Dive Brief:
- Pfizer will team up with Exact Sciences to co-promote Cologuard, a screening test for colorectal cancer, the companies said in a Wednesday statement.
- The big pharma has agreed to help promote the test to physicians and health systems along with Exact sales reps, and to roll out an extended marketing campaign. With the deal, Exact CEO Kevin Conroy said on a Wednesday morning conference call he expects about $700 million in sales for 2019.
- Exact will pay Pfizer for its help with a promotional fee based on gross profits above a baseline figure, as well as royalties for three years after the deal ends on Dec. 31, 2021, according to a Securities and Exchange Commission filing.
Dive Insight:
Shares of Exact opened 20% higher Wednesday morning as investors appeared to favorably judge the deal.
Cologuard is the only Food and Drug Administration-approved, non-invasive stool DNA screening test. The FDA approved the test in August 2014.

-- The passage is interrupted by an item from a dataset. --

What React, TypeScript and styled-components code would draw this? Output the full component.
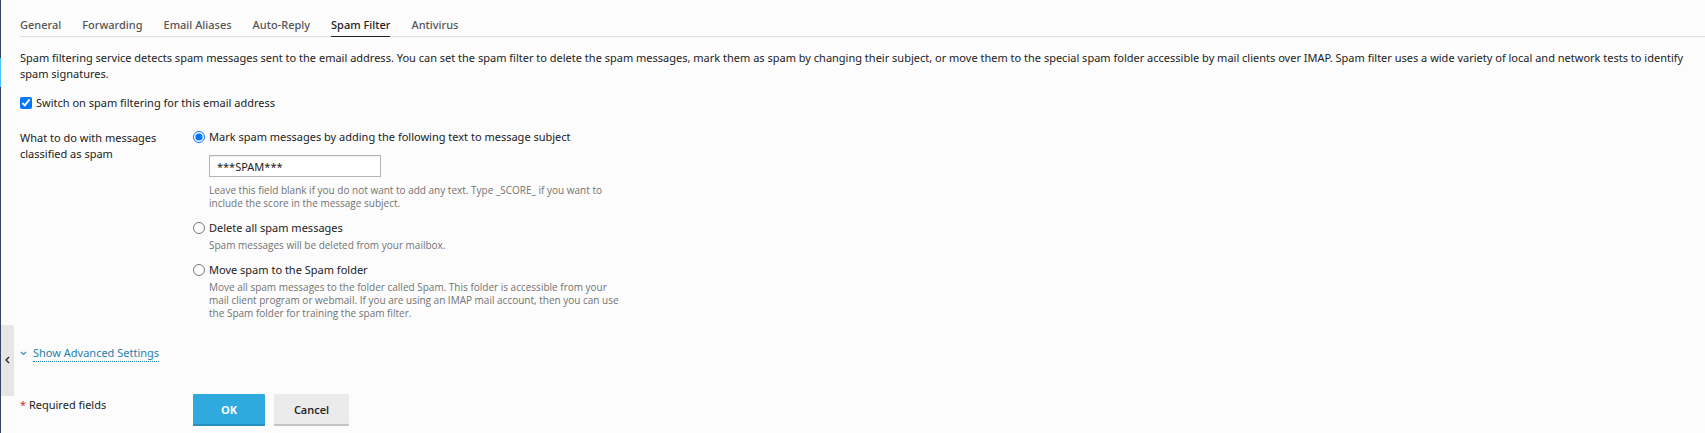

Since then, Exact has seen steady quarterly demand growth, with the test being used by more than 1.3 million people in total and detecting roughly 6,200 early-stage cancers, according to a third quarter company presentation.
"Any type of partnership where there is an extended reach and leverage to increase screening ... we support 150 percent," Sara Geist, a spokesperson for the Colorectal Cancer Alliance, told BioPharma Dive in an interview.
Geist noted colorectal cancer is the third-most diagnosed cancer in the world and the second-most leading cause of death among cancers, following skin cancer. "This year alone, about 130,000 will be diagnosed and over 50,000 will die in 2018," she said.
In 2017, 571,000 people were screened with Cologuard, leading to $266 million in revenue with a gross margin of 73%.
For 2018, Exact expects $420 million to $430 million in Cologuard revenue from 900,000-920,000 tests. In the first six months of the year, the company reported about 401,000 tests performed with revenue of $193 million.
The Pfizer deal could also help Exact accelerate growth, as the company now expects $700 million in sales in 2019. Exact sees an addressable U.S. market worth more than $14 billion, which it currently has a 3% market share in, according to the company's latest quarterly presentation.
Through the deal, Pfizer agreed to match Exact's marketing and promotional expenses up to about $20 million each year.
In fact, anticipated growth is built into the deal's payment formula for Pfizer. The promotional fee that Exact will pay Pfizer will be 50% of how much actual revenue beats set baseline values multiplied by the gross margin percentage.
Baseline revenues were set at $441 million in 2018, $622 million in 2019, $861 million in 2020 and $1.19 billion in 2021.
Then, after the deals runs its course and expires at the end of 2021, Pfizer will receive royalty payments ranging from 0-3% based on revenue for three more years.